But this picture is changing. By training up skilled birth attendants who visit pregnant women at home, monitor and care for them during pregnancy and assist at the delivery, more women in the most remote and hard-to-reach areas of Bangladesh can access the care they need to protect them and their baby. Not only is this giving mothers and babies a fighting chance, but it is also providing marginalised women with an opportunity to gain social and financial independence. If families, communities and businesses are to prosper under the new sustainable development agenda, enhancing lives and livelihoods through supporting frontline health workers is key.
Salma is one such woman on the frontline – we met her while on a recent trip to Sunamganj, which involved a three-hour drive along its only road, surrounded by water as far as the eye could see. A homemaker, Salma had harboured dreams of becoming a doctor or nurse. Through CARE International, she got the opportunity to do six months certified training that would enable her to become a private community-based skilled birth attendant. Now she loves the joy of helping a mother give birth safely and also has the chance to earn a living.
Skilled birth attendants like Salma are trained in maternal and child care and managing home deliveries. In rural regions such as Sunamganj, where women are giving birth without any support or with the aid of a traditional birth attendant, this is a lifeline. Since 2010, CARE International – with backing from GSK through its commitment to reinvest 20% of profits from least developed countries back into training health workers – has supported the training of 168 skilled birth attendants.
They have managed almost 9,000 deliveries and 80,000 ante-natal visits. More than 3,000 community health workers and volunteers have been trained on preparing for birth, essential newborn care and family planning. These volunteers provide a vital link between the community and the birth attendants, identifying pregnant mothers and explaining to them how women like Salma can help.
Importantly, skilled birth attendants are also given business training and can earn a living by charging a small fee for their services. These tariffs are set by the government in consultation with the local community. If someone cannot afford to pay, the birth attendant might help them for free or a local community support group or local government may help out by paying, or enabling the patient to cover the costs over time. Average monthly earnings of skilled birth attendants have been rising – generating an average monthly income of £33. This is a not insignificant sum for someone living in rural Bangladesh.

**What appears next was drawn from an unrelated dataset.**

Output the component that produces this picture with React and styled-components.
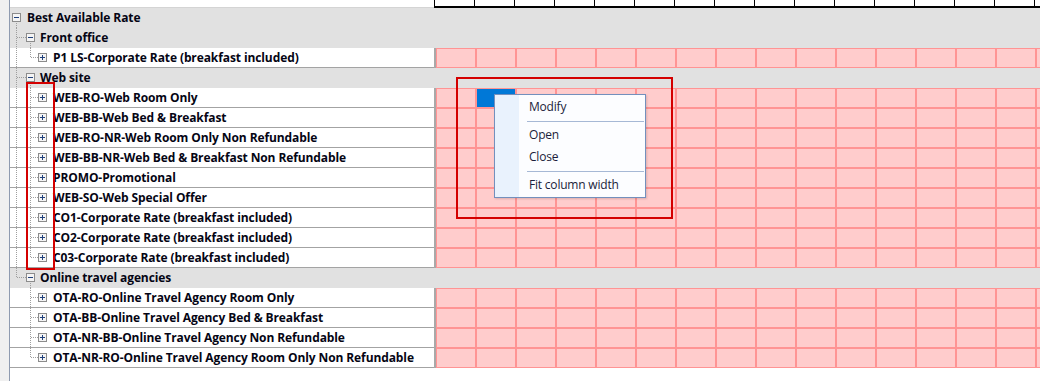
import React from "react";
import styled, { createGlobalStyle } from "styled-components";

const Global = createGlobalStyle`
  html, body { margin: 0; padding: 0; background: #ffffff; }
  body { font-family: "Open Sans", "Noto Sans", "DejaVu Sans", sans-serif; }
  #root { width: 1040px; height: 381px; overflow: hidden; }
`;

const Frame = styled.div`
  position: relative;
  display: flex;
  width: 1040px;
  height: 381px;
  overflow: hidden;
  background: #ffffff;
`;

const Strip = styled.div`
  flex: 0 0 9px;
  background: #f0f0f0;
  border-right: 1px solid #8f9bb0;
`;

const Main = styled.div`
  flex: 1;
  display: flex;
  flex-direction: column;
  min-width: 0;
`;

const HeaderRow = styled.div`
  display: flex;
  height: 8px;
  flex: 0 0 8px;
`;

const HeaderTree = styled.div`
  flex: 0 0 424px;
  background: #ffffff;
  box-shadow: inset 0 -1px #d4d4d4;
`;

const HeaderCell = styled.div`
  flex: 0 0 40px;
  box-sizing: border-box;
  border-left: 1px solid #000;
  border-bottom: 2px solid #000;
`;

const Row = styled.div`
  display: flex;
  height: 20px;
  flex: 0 0 20px;
  background: ${(p) => (p.$group ? "#e1e1e1" : "#ffffff")};
`;

const TreeCell = styled.div`
  flex: 0 0 426px;
  box-sizing: border-box;
  display: flex;
  align-items: center;
  height: 20px;
  ${(p) =>
    p.$group
      ? ""
      : `border-right: 2px solid #a9a9a9; box-shadow: inset 0 -1px #a3a3a3;`}
`;

const Label = styled.span`
  font-weight: 700;
  font-size: 12px;
  line-height: 20px;
  color: #050514;
  white-space: nowrap;
  letter-spacing: -0.1px;
`;

const Cells = styled.div`
  display: flex;
`;

const Cell = styled.div`
  flex: 0 0 40px;
  height: 20px;
  box-sizing: border-box;
  border: 1px solid #ff9494;
  background: ${(p) => (p.$selected ? "#0078d7" : "#ffcccc")};
`;

const Annotation = styled.div`
  position: absolute;
  box-sizing: border-box;
  border: 2px solid #d40000;
  pointer-events: none;
`;

const Menu = styled.div`
  position: absolute;
  left: 494px;
  top: 94px;
  width: 152px;
  box-sizing: border-box;
  border: 1px solid #7390bd;
  background: linear-gradient(to right, #e9f2fd 0, #e9f2fd 24px, #fcfdff 24px);
  padding: 1px 0;
  box-shadow: 1px 1px 2px rgba(0, 0, 0, 0.15);
`;

const MenuItem = styled.div`
  height: 22px;
  line-height: 22px;
  padding-left: 34px;
  font-size: 12px;
  color: #1b1d3a;
  font-family: "Open Sans", "Noto Sans", sans-serif;
  letter-spacing: -0.2px;
`;

const MenuSep = styled.div`
  height: 6px;
  display: flex;
  align-items: center;
  padding-left: 32px;
  padding-right: 1px;
  &::after {
    content: "";
    flex: 1;
    height: 1px;
    background: #a6b8d5;
  }
`;

const DOT = "#9e9e9e";

function Dotted({ x1, y1, x2, y2 }) {
  return (
    <line
      x1={x1}
      y1={y1}
      x2={x2}
      y2={y2}
      stroke={DOT}
      strokeWidth="1"
      strokeDasharray="1 1"
      shapeRendering="crispEdges"
    />
  );
}

function Expander({ x, open }) {
  return (
    <g shapeRendering="crispEdges">
      <rect x={x + 0.5} y={5.5} width="8" height="8" fill="#f4f4f4" stroke="#8c8c8c" />
      <line x1={x + 2} y1={9.5} x2={x + 7} y2={9.5} stroke="#1e3f7a" />
      {!open && <line x1={x + 4.5} y1={7} x2={x + 4.5} y2={12} stroke="#1e3f7a" />}
    </g>
  );
}

function TreeGlyph({ level, lastChild, parentLast }) {
  const width = level === 0 ? 17 : level === 1 ? 30 : 43;
  return (
    <svg width={width} height="20" style={{ flex: `0 0 ${width}px`, display: "block" }}>
      {level === 0 && (
        <>
          <Dotted x1={6.5} y1={15} x2={6.5} y2={20} />
          <Expander x={2} open />
        </>
      )}
      {level === 1 && (
        <>
          <Dotted x1={6.5} y1={0} x2={6.5} y2={lastChild ? 10 : 20} />
          <Dotted x1={7} y1={9.5} x2={16} y2={9.5} />
          <Dotted x1={20.5} y1={15} x2={20.5} y2={20} />
          <Expander x={16} open />
        </>
      )}
      {level === 2 && (
        <>
          {!parentLast && <Dotted x1={6.5} y1={0} x2={6.5} y2={20} />}
          <Dotted x1={20.5} y1={0} x2={20.5} y2={lastChild ? 10 : 20} />
          <Dotted x1={21} y1={9.5} x2={28} y2={9.5} />
          <Expander x={28} open={false} />
        </>
      )}
    </svg>
  );
}

const groups = [
  { label: "Front office", items: ["P1 LS-Corporate Rate (breakfast included)"] },
  {
    label: "Web site",
    items: [
      "WEB-RO-Web Room Only",
      "WEB-BB-Web Bed & Breakfast",
      "WEB-RO-NR-Web Room Only Non Refundable",
      "WEB-BB-NR-Web Bed & Breakfast Non Refundable",
      "PROMO-Promotional",
      "WEB-SO-Web Special Offer",
      "CO1-Corporate Rate (breakfast included)",
      "CO2-Corporate Rate (breakfast included)",
      "C03-Corporate Rate (breakfast included)",
    ],
  },
  {
    label: "Online travel agencies",
    items: [
      "OTA-RO-Online Travel Agency Room Only",
      "OTA-BB-Online Travel Agency Bed & Breakfast",
      "OTA-NR-BB-Online Travel Agency Non Refundable",
      "OTA-NR-RO-Online Travel Agency Room Only Non Refundable",
    ],
  },
];

const rows = [{ label: "Best Available Rate", level: 0, group: true }];
groups.forEach((g, gi) => {
  const gLast = gi === groups.length - 1;
  rows.push({ label: g.label, level: 1, group: true, lastChild: gLast });
  g.items.forEach((it, ii) => {
    rows.push({
      label: it,
      level: 2,
      group: false,
      lastChild: ii === g.items.length - 1,
      parentLast: gLast,
    });
  });
});

const COLS = 16;

export default function App() {
  return (
    <>
      <Global />
      <Frame>
        <Strip />
        <Main>
          <HeaderRow>
            <HeaderTree />
            {Array.from({ length: COLS }).map((_, i) => (
              <HeaderCell key={i} />
            ))}
          </HeaderRow>
          {rows.map((r, ri) => (
            <Row key={ri} $group={r.group}>
              <TreeCell $group={r.group}>
                <TreeGlyph level={r.level} lastChild={r.lastChild} parentLast={r.parentLast} />
                <Label>{r.label}</Label>
              </TreeCell>
              {!r.group && (
                <Cells>
                  {Array.from({ length: COLS }).map((_, ci) => (
                    <Cell key={ci} $selected={r.label === "WEB-RO-Web Room Only" && ci === 1} />
                  ))}
                </Cells>
              )}
            </Row>
          ))}
        </Main>
        <Annotation style={{ left: 456, top: 77, width: 217, height: 142 }} />
        <Annotation style={{ left: 26, top: 82, width: 29, height: 188 }} />
        <Menu>
          <MenuItem>Modify</MenuItem>
          <MenuSep />
          <MenuItem>Open</MenuItem>
          <MenuItem>Close</MenuItem>
          <MenuSep />
          <MenuItem>Fit column width</MenuItem>
        </Menu>
      </Frame>
    </>
  );
}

There are challenges to this model, where private skilled birth attendants charge for their services. Arguably it is preferable for health workers to be salaried by the government. But in many developing and emerging economies, health workers are paid too little or nothing at all, meaning they have little incentive to stay in the role. The WHO estimates the world is short of 7 million health workers. These frontline staff are the backbone of resilient health systems and thriving societies; they empower people to seek healthcare, which in turn helps people live healthier lives, sustaining communities and businesses. Without these workers, mothers are left alone during pregnancy and childbirth – and communities are left vulnerable to both everyday illnesses such as malaria and unexpected crises.
If we are to swell the ranks of frontline health workers, new and innovative models are needed. Enabling health workers to charge small fees and sell healthcare products could be one solution. In Sunamganj, skilled birth attendants keep a connection to the formal system through working with different providers of government health services. Only 6% of these community midwives have dropped out. The goal is for the programmes to become self-sustaining – by enabling health workers to forge a livelihood and communities to create viable payment mechanisms; and creating an evidence base for investing in health workers, catalysing support from governments and other quarters.
So far, evidence suggests that investing in health workers does deliver a great return. The number of births attended by a skilled health worker now stands at 50% in the Sunamganj programme area - meaning the region has met an important Millennium Development Goal target on maternal health. Half of those births were managed by CARE-trained birth attendants. This has given us confidence to expand the programme to cover the whole of Sunamganj – doubling the population covered to three million. A collaboration like this between a corporate and NGO might seem unlikely. But through innovative partnerships, by taking a leap and testing out different models, we can give more women, mothers and children the chance to survive and thrive.